Streaming SQL and Flink SQL has already gone through several iterations.

This FLIP aims to further fill missing gaps and improve syntax and terminology around the primitives for dynamic tables.

Note:
This FLIP does neither aim to fix all weak points nor suggest a complete overhaul of Flink SQL.
It only proposes another step in the language evolution by leveraging the newly introduced PTF feature in FLIP-440: User-defined SQL operators / ProcessTableFunction (PTF) and more insights into Polymorphic Table Functions in the SQL standard.

Historical Context

For context, here are some major design documents that have shaped Flink SQL as we know it today. Major definitions and introduction of concepts are highlighted.

Dynamic Tables

https://nightlies.apache.org/flink/flink-docs-release-2.0-preview1/docs/dev/table/concepts/dynamic_tables/

  • A database table results from a stream of INSERT, UPDATE, and DELETE DML statements, often called changelog stream.
  • A materialized view is defined as a SQL query. To update the view, queries must continuously process the changelog streams of the view’s base relations.
  • Dynamic tables are the core concept of Flink’s Table API and SQL support for streaming data. In contrast to the static tables that represent batch data, dynamic tables change over time. But just like static batch tables, systems can execute queries over dynamic tables. Querying dynamic tables yields a Continuous Query.

One SQL to Rule Them All: An Efficient and Syntactically Idiomatic Approach to Management of Streams and Tables

https://arxiv.org/pdf/1905.12133

  • Introduction of Time-varying relations
  • Defines traditional SQL as “Queries are on table snapshots
  • Materialized Views query pointwise over a TVR.

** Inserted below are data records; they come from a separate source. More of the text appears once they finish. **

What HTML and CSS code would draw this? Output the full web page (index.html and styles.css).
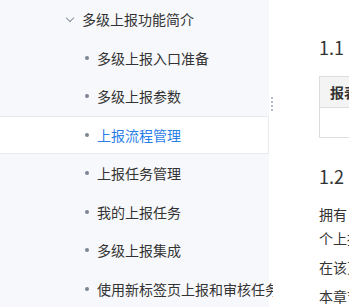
FILE: index.html
```html
<!DOCTYPE html>
<html lang="zh-CN">

<head>
    <meta charset="UTF-8">
    <meta name="viewport" content="width=device-width, initial-scale=1.0">
    <title>多级上报功能简介</title>
    <link rel="stylesheet" href="styles.css">
</head>

<body>
    <div class="layout">
        <!-- Left navigation -->
        <nav class="sidebar">
            <div class="nav-panel">
                <div class="nav-parent">
                    <span class="chevron"></span>
                    <span>多级上报功能简介</span>
                </div>
                <ul class="nav-list">
                    <li class="nav-item">多级上报入口准备</li>
                    <li class="nav-item">多级上报参数</li>
                    <li class="nav-item active">上报流程管理</li>
                    <li class="nav-item">上报任务管理</li>
                    <li class="nav-item">我的上报任务</li>
                    <li class="nav-item">多级上报集成</li>
                    <li class="nav-item">使用新标签页上报和审核任务</li>
                </ul>
            </div>
            <div class="drag-handle">
                <i></i><i></i><i></i><i></i>
            </div>
        </nav>

        <!-- Document content -->
        <main class="content">
            <h1><span class="num">1</span>上报流程管理</h1>
            <h2><span class="num">1.1</span>版本</h2>
            <table class="doc-table">
                <thead>
                    <tr>
                        <th>报表服务器版本</th>
                        <th>插件版本</th>
                    </tr>
                </thead>
                <tbody>
                    <tr>
                        <td></td>
                        <td></td>
                    </tr>
                </tbody>
            </table>
            <h2 class="second"><span class="num">1.2</span>概述</h2>
            <p>拥有&nbsp;&nbsp;多级上报 权限的用户，可以在上报流程管理中新建、编辑、删除上报流程，每<br>个上报流程都可以设置上报的报表以及审核的层级。</p>
            <p>在该页面中可以查看所有的上报流程以及对应的状态。</p>
            <p>本章节将介绍上报流程管理的具体操作。</p>
        </main>
    </div>
</body>

</html>
```

FILE: styles.css
```css
body {
    margin: 0;
    font-family: "Noto Sans CJK SC", "Noto Sans", sans-serif;
    color: #333;
    background-color: #fff;
    overflow: hidden;
}

.layout {
    display: flex;
    height: 307px;
    overflow: hidden;
}

/* Sidebar */
.sidebar {
    position: relative;
    flex: 0 0 273px;
    min-width: 0;
    overflow: hidden;
    font-size: 14px;
}

.nav-panel {
    width: 269px;
    height: 100%;
    background-color: #f7f8fb;
}

.nav-parent {
    display: flex;
    align-items: center;
    height: 38.5px;
    padding-left: 67px;
    color: #333;
}

.chevron {
    width: 5px;
    height: 5px;
    margin: -3px 9px 0 0;
    border-right: 1.2px solid #8a90a0;
    border-bottom: 1.2px solid #8a90a0;
    transform: rotate(45deg);
}

.nav-list {
    list-style: none;
    margin: 0;
    padding: 0;
}

.nav-item {
    display: flex;
    align-items: center;
    height: 38.5px;
    padding-left: 85px;
    white-space: nowrap;
    box-sizing: border-box;
}

.nav-item::before {
    content: "";
    flex: 0 0 4px;
    height: 4px;
    margin-right: 8px;
    border-radius: 50%;
    background-color: #7d8494;
}

.nav-item.active {
    background-color: #fff;
    color: #2a7ee8;
    border-top: 1px solid #e8eaef;
    border-bottom: 1px solid #e8eaef;
    border-right: 1px solid #e8eaef;
}

.drag-handle {
    position: absolute;
    top: 97px;
    left: 271px;
    display: flex;
    flex-direction: column;
    gap: 2px;
}

.drag-handle i {
    width: 2px;
    height: 2px;
    background-color: #b3bccb;
}

/* Content */
.content {
    flex: 0 0 600px;
    padding-left: 46px;
}

.content h1 {
    margin: -28px 0 0;
    font-size: 24px;
    line-height: 32px;
    font-weight: 400;
}

.content h2 {
    margin: 29px 0 0;
    font-size: 18px;
    line-height: 28px;
    font-weight: 400;
}

.num {
    margin-right: 12px;
}

.content h2.second {
    margin-top: 24px;
}

.doc-table {
    margin-top: 15px;
    border-collapse: collapse;
    width: 400px;
    font-size: 14px;
}

.doc-table th,
.doc-table td {
    border: 1px solid #dcdcdc;
    padding: 0 10px;
    text-align: left;
}

.doc-table th {
    height: 30px;
    background-color: #f4f4f4;
    font-weight: 700;
}

.doc-table td {
    height: 29px;
}

.content p {
    margin: 12px 0 5px;
    font-size: 14px;
    line-height: 24px;
    white-space: nowrap;
}

.content p + p {
    margin-top: 0;
}
```
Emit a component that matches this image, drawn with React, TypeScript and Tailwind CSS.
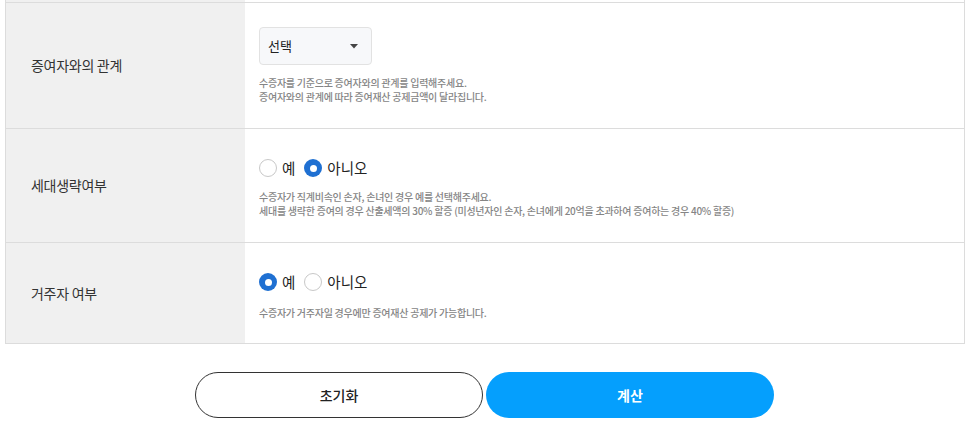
import React, { useState } from "react";

const FONT = { fontFamily: '"Noto Sans CJK KR", "Noto Sans", sans-serif' };

function Radio({ checked, label, onClick }: { checked: boolean; label: string; onClick: () => void }) {
  return (
    <button type="button" onClick={onClick} className="flex items-center gap-[5px] h-[30px]">
      {checked ? (
        <span className="w-[18px] h-[18px] rounded-full bg-[#1f70d2] flex items-center justify-center">
          <span className="w-[7px] h-[7px] rounded-full bg-white" />
        </span>
      ) : (
        <span className="w-[18px] h-[18px] rounded-full border border-[#c8c8c8] bg-white" />
      )}
      <span className="text-[14.5px] text-[#222] leading-none">{label}</span>
    </button>
  );
}

function Help({ lines }: { lines: string[] }) {
  return (
    <div className="text-[10px] leading-[14px] text-[#858585] font-medium tracking-[-0.025em]">
      {lines.map((l) => (
        <div key={l}>{l}</div>
      ))}
    </div>
  );
}

function Row({ label, children, last }: { label: string; children: React.ReactNode; last?: boolean }) {
  return (
    <div className="grid grid-cols-[239px_1fr] border-b border-[#dcdcdc]">
      <div className="bg-[#f0f0f0] flex items-center pl-[25px] text-[14px] text-[#333] tracking-[-0.02em]">
        {label}
      </div>
      <div className={last ? "pl-[14px] pt-[24px] pb-[23px]" : "pl-[14px] pt-[24px] pb-[24px]"}>{children}</div>
    </div>
  );
}

export default function App() {
  const [skip, setSkip] = useState(false);
  const [resident, setResident] = useState(true);

  return (
    <div style={FONT} className="w-[965px] h-[431px] bg-white overflow-hidden">
      <div className="mx-[5px] w-[960px] border-x border-[#dcdcdc]">
        <div className="grid grid-cols-[239px_1fr] h-[3px] border-b border-[#dcdcdc]">
          <div className="bg-[#f0f0f0]" />
          <div />
        </div>

        <Row label="증여자와의 관계">
          <div className="w-[113px] h-[38px] rounded-[4px] border border-[#e2e2e2] bg-[#f7f8fa] flex items-center justify-between pl-[8px] pr-[13px]">
            <span className="text-[13px] text-[#222]">선택</span>
            <svg width="8" height="5" viewBox="0 0 8 5">
              <path d="M0 0 H8 L4 4.5 Z" fill="#444" />
            </svg>
          </div>
          <div className="mt-[11px]">
            <Help
              lines={[
                "수증자를 기준으로 증여자와의 관계를 입력해주세요.",
                "증여자와의 관계에 따라 증여재산 공제금액이 달라집니다.",
              ]}
            />
          </div>
        </Row>

        <Row label="세대생략여부">
          <div className="flex items-center gap-[9px]">
            <Radio checked={skip} label="예" onClick={() => setSkip(true)} />
            <Radio checked={!skip} label="아니오" onClick={() => setSkip(false)} />
          </div>
          <div className="mt-[7px]">
            <Help
              lines={[
                "수증자가 직계비속인 손자, 손녀인 경우 예를 선택해주세요.",
                "세대를 생략한 증여의 경우 산출세액의 30% 할증 (미성년자인 손자, 손녀에게 20억을 초과하여 증여하는 경우 40% 할증)",
              ]}
            />
          </div>
        </Row>

        <Row label="거주자 여부" last>
          <div className="flex items-center gap-[9px]">
            <Radio checked={resident} label="예" onClick={() => setResident(true)} />
            <Radio checked={!resident} label="아니오" onClick={() => setResident(false)} />
          </div>
          <div className="mt-[9px]">
            <Help lines={["수증자가 거주자일 경우에만 증여재산 공제가 가능합니다."]} />
          </div>
        </Row>
      </div>

      <div className="flex justify-center gap-[3px] mt-[28px] pl-[4px]">
        <button
          type="button"
          className="w-[288px] h-[46px] rounded-full border border-[#333] bg-white text-[14px] font-medium text-[#222]"
        >
          초기화
        </button>
        <button
          type="button"
          className="w-[288px] h-[46px] rounded-full bg-[#059ffd] text-[14px] font-bold text-white"
        >
          계산
        </button>
      </div>
    </div>
  );
}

FLIP-132: Temporal Table DDL and Temporal Table Join

https://cwiki.apache.org/confluence/display/FLINK/FLIP-132%3A+Temporal+Table+DDL+and+Temporal+Table+Join

  • Temporal Table represents a concept of a (parameterized) view on a changing table that returns the content of a table at a specific point in time.
  • A temporal table contains a set of versioned table snapshots, it can be a changing history table which tracks the changes (e.g. database changelog) or a changing dimensioned table which materializes the changes (e.g. database table).
  • Versioned table: If the row in dynamic table can track its history changes and visit its history versions, we called this kind of dynamic table as versioned table.
  • Regular table: For regular table, the row in dynamic table can only track its latest version. The table in lookup join can only track its latest version it's also a regular table.
  • The most common scenario for temporal table is used in correlate to visit specified version data in temporal table join
-- Event-time temporal table join
SELECT 
  o.oder_id,
   o.order_time,
  o.amount * r.rate AS amount,
  r.currency
FROM orders AS o, versioned_rates FOR SYSTEM_TIME AS OF o.order_time r
on o.currency = r.currency;
-- Processing-time temporal table join 
SELECT 
  o.oder_id,
  o.proctime,
  o.amount * r.rate AS amount,
  r.currency
FROM orders AS o, latest_rates FOR SYSTEM_TIME AS OF o.proctime r
on o.currency = r.currency

FLIP-308: Support Time Travel

https://cwiki.apache.org/confluence/display/FLINK/FLIP-308%3A+Support+Time+Travel

  • Time travel is a SQL syntax for querying historical versions of data that allows users to specify a point in time and retrieve the data and schema of a table as it appeared at that time.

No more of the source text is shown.